I was long struggling with the problem of migrating some data from a legacy DB to a Rails application. The original character set was in latin1 and the data were all messed up. Further it does not copy exactly when I try to copy via rails to the new model. I finally have a solution that is uglier than the problem.
Source latin1/non-utf database
The source database should be dumped into a file with this…
mysqldump --default-character-set=latin1 --skip-set-charset -u -p dbname > source.sql
Next, replace latin1 in the dumped sql with utf8 using…
sed 's/latin1/utf8/g' dumpfile.sql > source_utf8.sql
Perhaps you can re-create the database again in a different computer, that way you do not lose the original source database or create another database using…
CREATE DATABASE dbname_utf8 CHARACTER SET utf8 COLLATE utf8_general_ci;
Now dump the data into the new temporary database that we use to migrate from
mysql -uUSER dbname_utf8 < source_utf8.sql
Copying to the destination
Now the madness, I call it madness because it only works if I precisely did it this way. I kind of understand the reason but not 100% sure.
As an example, in the source database dbname_utf8 you have a table that we will map to a model say OldNews and we have a News model for the rails app and we want to copy the data across. The steps that worked for me are...

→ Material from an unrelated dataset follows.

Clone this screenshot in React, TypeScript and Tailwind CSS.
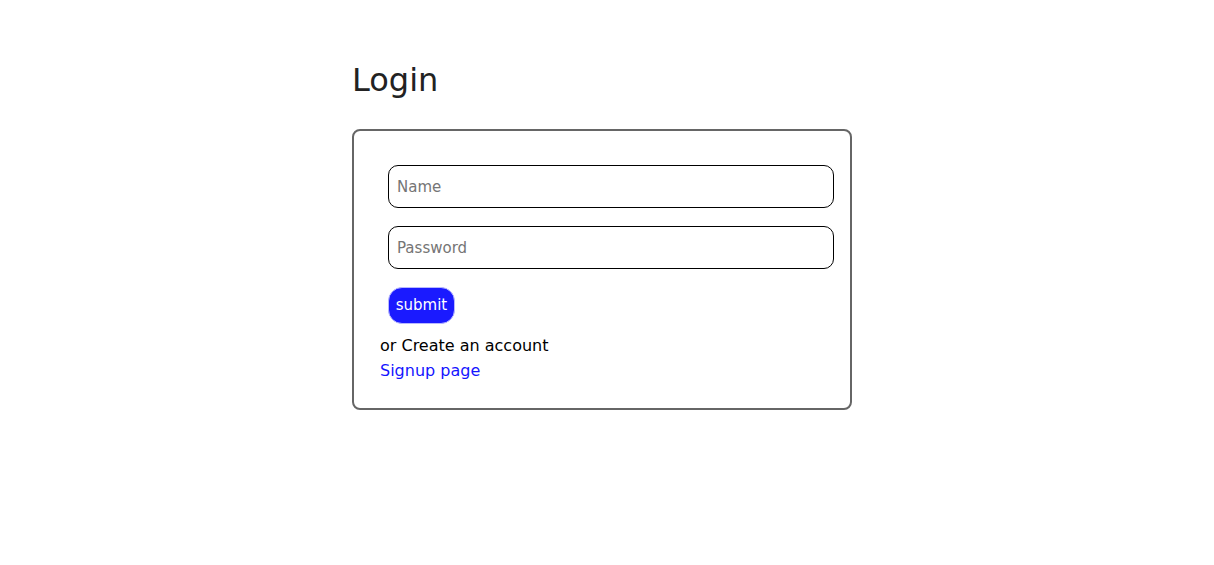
import React from "react";

export default function App() {
  return (
    <div
      className="min-h-[565px] w-full bg-white pt-[60px]"
      style={{ fontFamily: '"DejaVu Sans", "Open Sans", sans-serif' }}
    >
      <div className="ml-[352px] w-[500px]">
        <h1 className="text-[32px] leading-[40px] font-normal text-[#222222]">Login</h1>

        <div className="mt-[29px] h-[281px] rounded-[8px] border-2 border-[#666666] pl-[26px] pt-[34px]">
          <form className="flex flex-col gap-[18px] pl-[8px]">
            <input
              type="text"
              placeholder="Name"
              className="h-[43px] w-[446px] rounded-[10px] border border-black px-[8px] text-[15px] placeholder:text-[#757575] outline-none"
            />
            <input
              type="password"
              placeholder="Password"
              className="h-[43px] w-[446px] rounded-[10px] border border-black px-[8px] text-[15px] placeholder:text-[#757575] outline-none"
            />
            <button
              type="button"
              className="h-[37px] w-[67px] rounded-[14px] border border-[#b8b8ff] bg-[#1a1aff] text-[15px] text-white"
            >
              submit
            </button>
          </form>

          <div className="mt-[9px] flex flex-col text-[16px] leading-[25px]">
            <span className="text-black">or Create an account</span>
            <a href="#" className="w-fit text-[#1515ff]">
              Signup page
            </a>
          </div>
        </div>
      </div>
    </div>
  );
}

- Create or alter the new table in the rails app, in this case it will be news with utf8 charset columns.
- Set utf8 as encoding for source (dbname_utf8) and destination databases in your config/database.yml
- Do not use any Iconv stuff, it made a bigger mess of my data
- Make a method that will help you to migrate the data across from OldNews to the News
- Now alter the database.yml to whatever the original default encoding was for the new database or remove the utf8 encoding.
Thats it, the above worked for me after a lots of trial and error. Hope it works for others in similar position.